Psalm 103 dwells on the character of a just, compassionate and gracious God.
Psalm 111 that we heard read today is a song of praise for the works the Lord has done for the people. Though to us it may read as a more generalised song of praise it contains a number of references that may have been to the Jewish people direct references to the historical works of God. It is also a clever piece of stylistic writing (something we lose in translation) in that in Hebrew each of the 22 verses starts with the successive 22 letters of the Hebrew Alphabet starting at ‘aleph’ (our A) and so on. It is a praise of his works, his righteousness and goodness to his people. The proof of his works is in the revelation of God through his actions.
And so it is throughout the Psalms.
They teach us to:
- Trust in God
- Praise God
- Confess to God
They are examples of how we come to him when things are good and when things are bad. How even when we are in the toughest times, through our own fault and disobedience or through uncontrollable circumstance, how our lament is a cry to the Lord and how we can in holiness cry out to God ‘WHY?’ and still see him as the loving father he is.
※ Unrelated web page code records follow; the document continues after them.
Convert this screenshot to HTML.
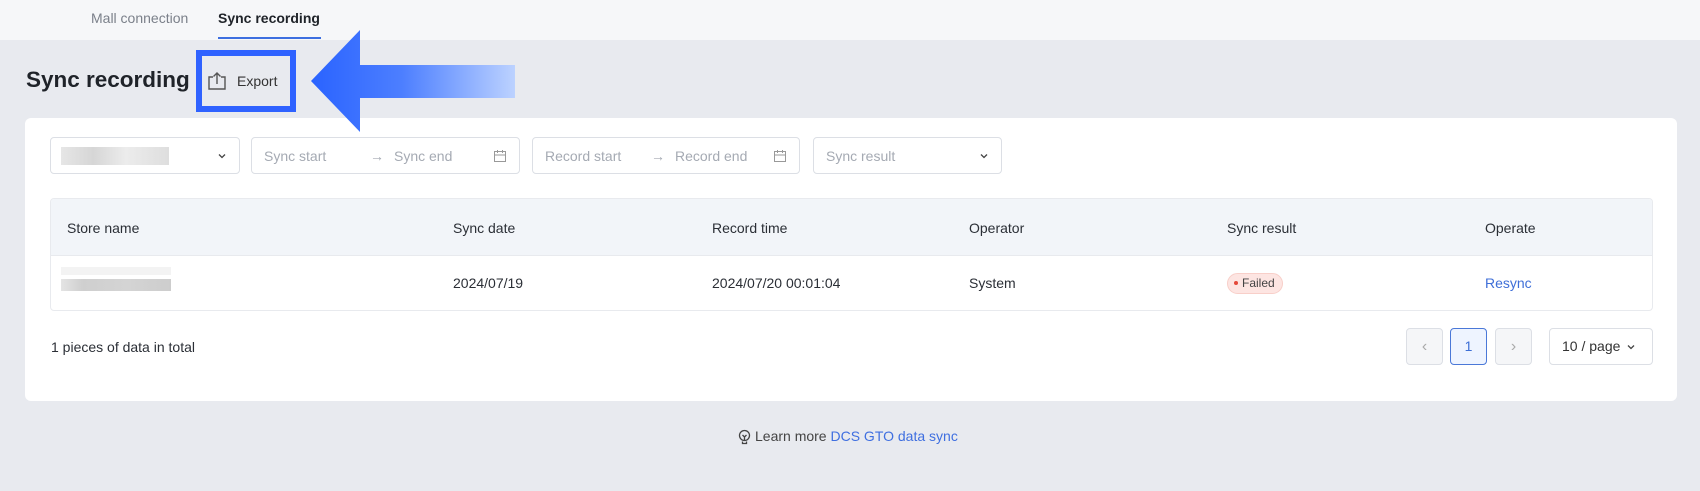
<!DOCTYPE html>
<html><head><meta charset="utf-8"><style>
*{box-sizing:border-box;margin:0;padding:0}
body{width:1700px;height:491px;background:#e8eaef;font-family:"Liberation Sans",sans-serif;position:relative;overflow:hidden;color:#1f2329;font-size:14px}
.abs{position:absolute}
.top{left:0;top:0;width:1700px;height:40px;background:#f6f7f9}
.tab{top:10px;font-size:14px}
.box{border:1px solid #dcdfe5;border-radius:4px;background:#fff;height:37px;top:137px}
.ph{color:#a5aab3;font-size:14px;position:absolute;top:10px}
.th{top:220px;font-size:14px;color:#2b2f36}
.td{top:275px;font-size:14px;color:#2b2f36}
.pg{top:328px;height:37px;border:1px solid #dcdfe5;border-radius:4px;background:#f5f6f8}
</style></head><body>
<div class="abs top"></div>
<div class="abs tab" style="left:91px;color:#7b808a">Mall connection</div>
<div class="abs tab" style="left:218px;font-weight:bold;color:#1f2329">Sync recording</div>
<div class="abs" style="left:218px;top:37px;width:103px;height:2px;background:#3d6fe0"></div>

<div class="abs" style="left:26px;top:67px;font-size:22.5px;font-weight:bold;color:#1f2329">Sync recording</div>

<div class="abs" style="left:25px;top:118px;width:1652px;height:283px;background:#fff;border-radius:6px"></div>

<svg class="abs" style="left:207px;top:71px" width="20" height="20" viewBox="0 0 20 20" fill="none" stroke="#555" stroke-width="1.4"><path d="M6 6H2v12h16V6h-4"/><path d="M10 13V2M6.5 5.5L10 2l3.5 3.5"/></svg>
<div class="abs" style="left:237px;top:73px;font-size:14px;color:#333">Export</div>
<div class="abs" style="left:196px;top:50px;width:100px;height:62px;border:6px solid #2f62ff"></div>
<svg class="abs" style="left:0;top:0" width="600" height="150">
<defs><linearGradient id="g" x1="311" x2="515" y1="0" y2="0" gradientUnits="userSpaceOnUse"><stop offset="0" stop-color="#2a63ff"/><stop offset="0.45" stop-color="#4d7fff"/><stop offset="1" stop-color="#bcd2ff"/></linearGradient></defs>
<path d="M311 81L360 30V65H515V98H360V132Z" fill="url(#g)"/></svg>

<div class="abs box" style="left:50px;width:190px">
 <div class="abs" style="left:10px;top:9px;width:108px;height:18px;background:linear-gradient(90deg,#e6e6e6,#d6d6d6 30%,#ececec 60%,#dedede)"></div>
 <svg class="abs" style="right:12px;top:13px" width="10" height="10" viewBox="0 0 10 10"><path d="M2 3.5L5 6.5 8 3.5" fill="none" stroke="#444" stroke-width="1.3"/></svg>
</div>
<div class="abs box" style="left:251px;width:269px">
 <span class="ph" style="left:12px">Sync start</span><span class="ph" style="left:118px">→</span><span class="ph" style="left:142px">Sync end</span>
 <svg class="abs" style="right:12px;top:11px" width="14" height="14" viewBox="0 0 14 14" fill="none" stroke="#999"><rect x="1.5" y="2.5" width="11" height="10"/><path d="M1.5 6h11M4.5 1v3M9.5 1v3"/></svg>
</div>
<div class="abs box" style="left:532px;width:268px">
 <span class="ph" style="left:12px">Record start</span><span class="ph" style="left:118px">→</span><span class="ph" style="left:142px">Record end</span>
 <svg class="abs" style="right:12px;top:11px" width="14" height="14" viewBox="0 0 14 14" fill="none" stroke="#999"><rect x="1.5" y="2.5" width="11" height="10"/><path d="M1.5 6h11M4.5 1v3M9.5 1v3"/></svg>
</div>
<div class="abs box" style="left:813px;width:189px">
 <span class="ph" style="left:12px">Sync result</span>
 <svg class="abs" style="right:12px;top:13px" width="10" height="10" viewBox="0 0 10 10"><path d="M2 3.5L5 6.5 8 3.5" fill="none" stroke="#444" stroke-width="1.3"/></svg>
</div>

<div class="abs" style="left:50px;top:198px;width:1603px;height:113px;border:1px solid #e8eaee;border-radius:4px;overflow:hidden">
 <div style="height:57px;background:#f2f5f9;border-bottom:1px solid #e8eaee"></div>
</div>
<div class="abs th" style="left:67px">Store name</div>
<div class="abs th" style="left:453px">Sync date</div>
<div class="abs th" style="left:712px">Record time</div>
<div class="abs th" style="left:969px">Operator</div>
<div class="abs th" style="left:1227px">Sync result</div>
<div class="abs th" style="left:1485px">Operate</div>
<div class="abs" style="left:61px;top:267px;width:110px;height:8px;background:#f3f3f3"></div>
<div class="abs" style="left:61px;top:279px;width:110px;height:12px;background:linear-gradient(90deg,#e4e4e4,#cfcfcf 20%,#d4d4d4 60%,#cdcdcd)"></div>
<div class="abs td" style="left:453px">2024/07/19</div>
<div class="abs td" style="left:712px">2024/07/20 00:01:04</div>
<div class="abs td" style="left:969px">System</div>
<div class="abs" style="left:1227px;top:273px;height:21px;padding:0 7px 0 6px;border-radius:11px;background:#fde5e2;border:1px solid #f8cfc9;font-size:12px;line-height:19px;color:#444"><span style="display:inline-block;width:4px;height:4px;border-radius:2px;background:#e5483a;vertical-align:middle;margin-right:4px;margin-top:-2px"></span>Failed</div>
<div class="abs td" style="left:1485px;color:#3f6fd8">Resync</div>

<div class="abs" style="left:51px;top:339px;font-size:14px;color:#2b2f36">1 pieces of data in total</div>
<div class="abs pg" style="left:1406px;width:37px;color:#aaa;text-align:center;line-height:35px;font-size:16px">‹</div>
<div class="abs pg" style="left:1450px;width:37px;background:#eef4ff;border-color:#4a78d8;color:#3d6fd6;text-align:center;line-height:35px">1</div>
<div class="abs pg" style="left:1495px;width:37px;color:#aaa;text-align:center;line-height:35px;font-size:16px">›</div>
<div class="abs pg" style="left:1549px;width:104px;background:#fff;line-height:35px;padding-left:12px;color:#333">10 / page <svg style="vertical-align:middle;margin-left:2px" width="10" height="10" viewBox="0 0 10 10"><path d="M2 3.5L5 6.5 8 3.5" fill="none" stroke="#444" stroke-width="1.3"/></svg></div>

<svg class="abs" style="left:737px;top:429px" width="15" height="16" viewBox="0 0 15 16" fill="none" stroke="#444" stroke-width="1.3"><circle cx="7.5" cy="6.5" r="5"/><path d="M5.5 12.5v2h4v-2M5.5 6l2 2 2-2M7.5 8v3"/></svg>
<div class="abs" style="left:755px;top:428px;font-size:14px;color:#444">Learn more <span style="color:#3f6fe0">DCS GTO data sync</span></div>
</body></html>
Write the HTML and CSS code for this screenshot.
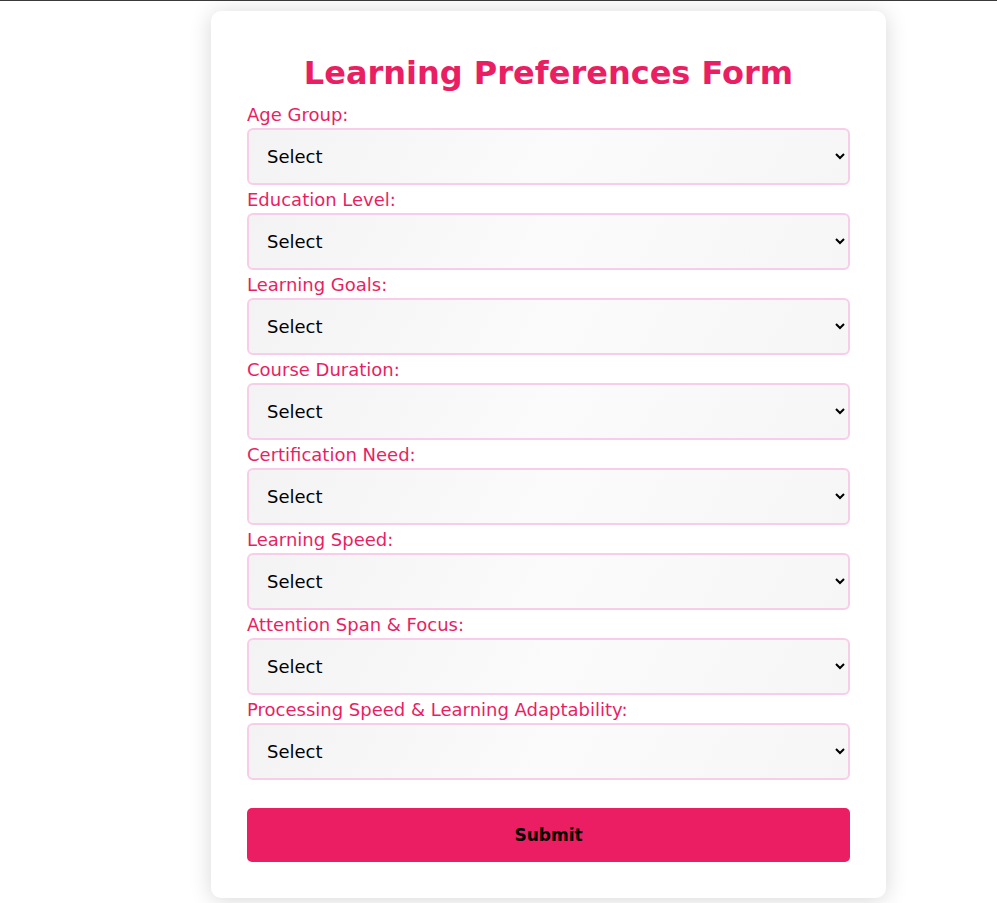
FILE: index.html
```html
<!DOCTYPE html>
<html>
<head>
<meta charset="utf-8">
<link rel="stylesheet" href="styles.css">
</head>
<body>
<div class="topline"></div>
<div class="page">
  <form class="card">
    <h2 class="title">Learning Preferences Form</h2>
    <label class="label">Age Group:</label>
    <select class="field"><option>Select</option></select>
    <label class="label">Education Level:</label>
    <select class="field"><option>Select</option></select>
    <label class="label">Learning Goals:</label>
    <select class="field"><option>Select</option></select>
    <label class="label">Course Duration:</label>
    <select class="field"><option>Select</option></select>
    <label class="label">Certification Need:</label>
    <select class="field"><option>Select</option></select>
    <label class="label">Learning Speed:</label>
    <select class="field"><option>Select</option></select>
    <label class="label">Attention Span &amp; Focus:</label>
    <select class="field"><option>Select</option></select>
    <label class="label">Processing Speed &amp; Learning Adaptability:</label>
    <select class="field"><option>Select</option></select>
    <button type="button" class="submit">Submit</button>
  </form>
</div>
</body>
</html>
```
FILE: styles.css
```css
html, body {
  margin: 0;
  padding: 0;
  background: #ffffff;
  font-family: "DejaVu Sans", sans-serif;
}
.topline {
  height: 1px;
  background: #3a3a3a;
}
.page {
  display: flex;
  padding: 10px 0 6px 211px;
}
.card {
  width: 675px;
  box-sizing: border-box;
  padding: 36px;
  background: #ffffff;
  border-radius: 10px;
  box-shadow: 0 2px 22px rgba(0, 0, 0, 0.16);
  display: flex;
  flex-direction: column;
}
.title {
  margin: 0;
  text-align: center;
  color: #e91e63;
  font-size: 32px;
  font-weight: 700;
  line-height: 53px;
}
.label {
  display: block;
  color: #e91e63;
  font-size: 18px;
  line-height: 24px;
  margin-top: 3px;
  margin-bottom: 1px;
}
.field {
  width: 100%;
  height: 57px;
  box-sizing: border-box;
  border: 2px solid #f8cdea;
  border-radius: 6px;
  padding: 0 14px;
  font-family: "DejaVu Sans", sans-serif;
  font-size: 18px;
  color: #000;
  background: linear-gradient(120deg, #f3f3f3, #fbfbfb 50%, #f6f6f6);
}
.submit {
  margin-top: 28px;
  height: 54px;
  width: 100%;
  border: none;
  border-radius: 5px;
  background: #eb1e63;
  color: #000;
  font-family: "DejaVu Sans", sans-serif;
  font-size: 17px;
  font-weight: 700;
}
```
The final Psalm of this collection of praise and lament I feel sums up the way we come to God.
Praise the Lord.
Praise God in his sanctuary;
praise him in his mighty heavens.
Praise him for his acts of power;
praise him for his surpassing greatness.
Praise him with the sounding of the trumpet,
praise him with the harp and lyre,
praise him with timbrel and dancing,
praise him with the strings and pipe,
praise him with the clash of cymbals,
praise him with resounding cymbals.
Let everything that has breath praise the Lord.
Praise the Lord.
In the good and the bad. Have faith. Trust God. PRAISE THE LORD.